06 novembre 2012

Liste arancioni, parte la campagna

"Cambiare si può". 70 firme lanciano un appello che chiede una presenza al voto che sia fuori dalla morsa tra Grillo e centrosinistra, fra ritiro nell'astensione e adesione all'agenda Monti. Le prime iniziative
Un'operazione «complicata ma necessaria, che deve essere messa in campo subito», prima che l'elettore progressivo, sfinito o imbufalito, si rassegni a scegliere tra «Monti e Monti, cioè tra i tecnocratici puri e i partiti che vorrebbero sostituire i tecnici senza segnare una netta discontinuità con la loro agenda, come propone la carta d'intenti della coalizione Pd-Sel-Psi; o votare il Movimento 5 stelle; o ritirarsi nell'astensione».

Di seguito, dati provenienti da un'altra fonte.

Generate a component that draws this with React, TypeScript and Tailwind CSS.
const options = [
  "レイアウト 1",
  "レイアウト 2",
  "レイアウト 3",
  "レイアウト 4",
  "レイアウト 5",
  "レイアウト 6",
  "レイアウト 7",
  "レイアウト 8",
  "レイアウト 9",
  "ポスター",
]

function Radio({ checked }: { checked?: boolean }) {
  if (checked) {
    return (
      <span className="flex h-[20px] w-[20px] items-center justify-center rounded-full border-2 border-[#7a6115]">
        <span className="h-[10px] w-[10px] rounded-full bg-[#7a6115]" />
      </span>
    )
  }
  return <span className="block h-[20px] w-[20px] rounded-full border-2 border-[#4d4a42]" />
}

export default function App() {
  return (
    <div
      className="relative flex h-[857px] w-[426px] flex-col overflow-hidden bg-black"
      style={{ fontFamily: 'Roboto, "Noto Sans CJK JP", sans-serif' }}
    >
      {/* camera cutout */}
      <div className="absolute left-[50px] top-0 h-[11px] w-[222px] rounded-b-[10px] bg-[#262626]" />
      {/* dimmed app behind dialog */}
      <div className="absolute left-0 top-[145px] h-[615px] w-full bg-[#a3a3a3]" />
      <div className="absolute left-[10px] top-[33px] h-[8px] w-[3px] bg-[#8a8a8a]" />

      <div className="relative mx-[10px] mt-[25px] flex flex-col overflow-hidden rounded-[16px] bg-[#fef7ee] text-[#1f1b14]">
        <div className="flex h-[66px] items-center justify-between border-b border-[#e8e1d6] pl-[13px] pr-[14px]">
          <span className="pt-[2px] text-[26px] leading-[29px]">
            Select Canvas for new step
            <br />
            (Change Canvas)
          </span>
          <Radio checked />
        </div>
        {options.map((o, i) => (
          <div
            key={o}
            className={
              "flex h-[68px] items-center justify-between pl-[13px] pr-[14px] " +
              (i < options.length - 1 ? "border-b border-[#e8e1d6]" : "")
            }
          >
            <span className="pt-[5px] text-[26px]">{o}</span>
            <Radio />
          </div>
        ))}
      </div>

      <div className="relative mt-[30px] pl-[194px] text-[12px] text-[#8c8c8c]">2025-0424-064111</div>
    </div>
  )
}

Di liste arancioni si parla da mesi. Ma, stavolta - giurano gli organizzatori - si parte sul serio. Ieri è stato presentato l'appello «Cambiare si può! Noi ci stiamo», promotori e primi firmatari i sociologi Luciano Gallino e Marco Revelli, e l'ex magistrato Livio Pepino (ora a capo delle Edizioni Abele di don Ciotti). Seguiti da una distesa di nomi dell'associazionismo (come don Marcello Cozzi, vicepresidente di Libera), intellettuali e giuristi (Paul Ginsborg, Tonino Perna, Alberto Lucarelli, Ugo Mattei), amministratori (anche della Val Susa), artisti e scrittori (Moni Ovadia, Massimo Carlotto, Sabina Guzzanti, Gianmaria Testa), delegati sindacali (come Antonio Di Luca, uno dei lavoratori di Pomigliano discriminati da Marchionne), giornalisti (Oliviero Beha, Gabriele Polo), e don Gallo, Haidi Giuliani, Riccardo Petrella, Guido Viale.
Stavolta, giurano, non è solo di un appello: è una concretissima «campagna» che porterà, un passo alla volta ma ormai di corsa, ad un'iniziativa il primo dicembre, dopo le primarie ma - non a caso - prima del ballottaggio: come per dire che ci sarà una «presenza arancione» nel 2013 chiunque vinca ai gazebo, qualunque legge elettorale venga apparecchiata. Che pure non è variabile irrilevante ai fini dell'organizzazione e quindi del rapporto - lista o coalizione - con i partiti come Prc e Idv. Intanto «i fatti richiedono un'iniziativa politica nuova e intransigente», dice l'appello (lo pubblichiamo per esteso a pag.14), «per non restare muti» e «rompere con la logica paralizzante delle compatibilità», «non la raccolta dei cocci di esperienze fallite, dei vecchi ceti politici, delle sigle di partito, della protesta populista» e che porti «alla costituzione di un polo alternativo agli attuali schieramenti, con uno sbocco immediato anche a livello elettorale» che convochi le migliaia di persone mobilitate «dalla pace ai referendum, movimenti, associazioni, singoli, amministratori di piccole e grandi città, lavoratrici e lavoratori, precari, disoccupati, studenti, insegnanti, intellettuali, pensionati, migranti in un progetto di rinnovamento». Parte delle firme provengono da Alba (alleanza lavoro benicomuni ambiente), ma stavolta «siamo ancora più ambiziosi», spiega Pepino: c'è un mondo che si sgretola e noi vogliamo far partire una palla di neve». Per far partire la valanga, sottinteso. Arriveranno nuove «pesanti» adesioni. Si guarda naturalmente anche a De Magistris, che intanto ieri ha battuto non uno ma molti colpi, intervistato un po' ovunque. Ha annunciato per dicembre il lancio di un «movimento arancione» che a tutta l'aria di convergere con l'appello dei 70 - sull'Huffington Post ha ipotizzato il nome «Partigiani» - per «mettere insieme quello che i partiti contro il sistema e quello che coloro che stanno fuori dai partiti hanno fatto di buono in questi anni». Forse ci sarà anche Di Pietro, a cui ha espresso solidarietà umana. E se ci fossero anche Landini e Ingroia «sarebbe da stappare una bottiglia di champagne».